At this level, your technology platform is a strategic asset. It's not the place to cut corners.
The developers who understand Solidus at a deep level, who can build maintainable, scalable systems, who can document properly, and who operate within legal frameworks that protect you, are worth every penny they charge. Their hourly rate is the least important number in the equation.
What You Should Actually Do
Before you engage any developer for business-critical work, here's what I'd recommend:
Verify legal protections. Are they operating within a jurisdiction where you have legal recourse? Is there an enforceable contract framework? Can disputes be resolved in courts you have access to?
Confirm insurance coverage. Do they carry professional indemnity insurance? What does it cover? What are the limits? Get documentation.
Check references properly. Don't just accept testimonials on a website. Speak to actual clients. Verify work history through LinkedIn, GitHub contributions, and professional networks.
Demand documentation standards. Make it a contractual requirement that all code is documented to specific standards. Review the documentation regularly.
Ensure knowledge isn't siloed. Have regular knowledge transfer sessions. Ensure more than one person understands every critical system.
Audit security practices. How do they handle your data? Where do they store code? What are their security protocols? The GitHub incident I described should never have been possible.

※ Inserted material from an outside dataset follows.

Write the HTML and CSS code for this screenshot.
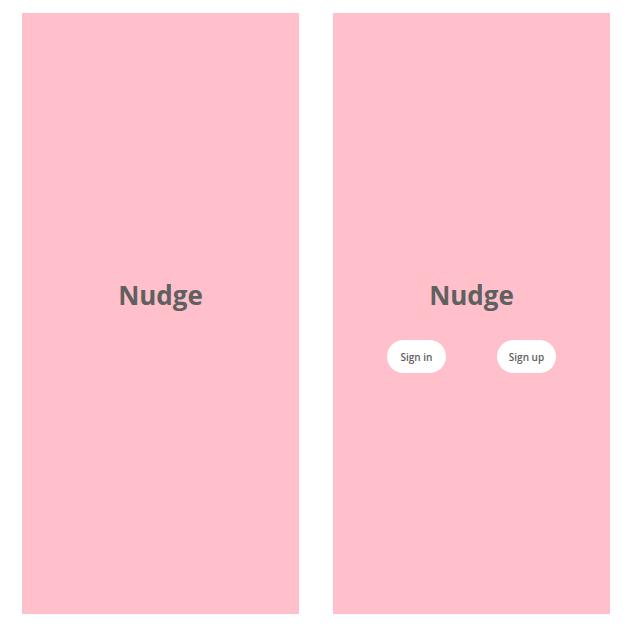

Factor in the real costs. Compare based on total project cost, not hourly rate. Include the value of risk mitigation in your calculations.
The Bottom Line
Outsourcing business-critical development to low-wage countries outside the EU or UK to save money is, more often than not, a false economy. The initial savings are frequently wiped out by hidden costs, and the risks to your business, including legal exposure, data breaches, and dependency traps, can be catastrophic.
When you're building something serious, when you're investing in growth, when your platform is a genuine competitive advantage, you need partners you can trust, hold accountable, and work with for the long term.
Those partners rarely come cheap. But they're always worth it.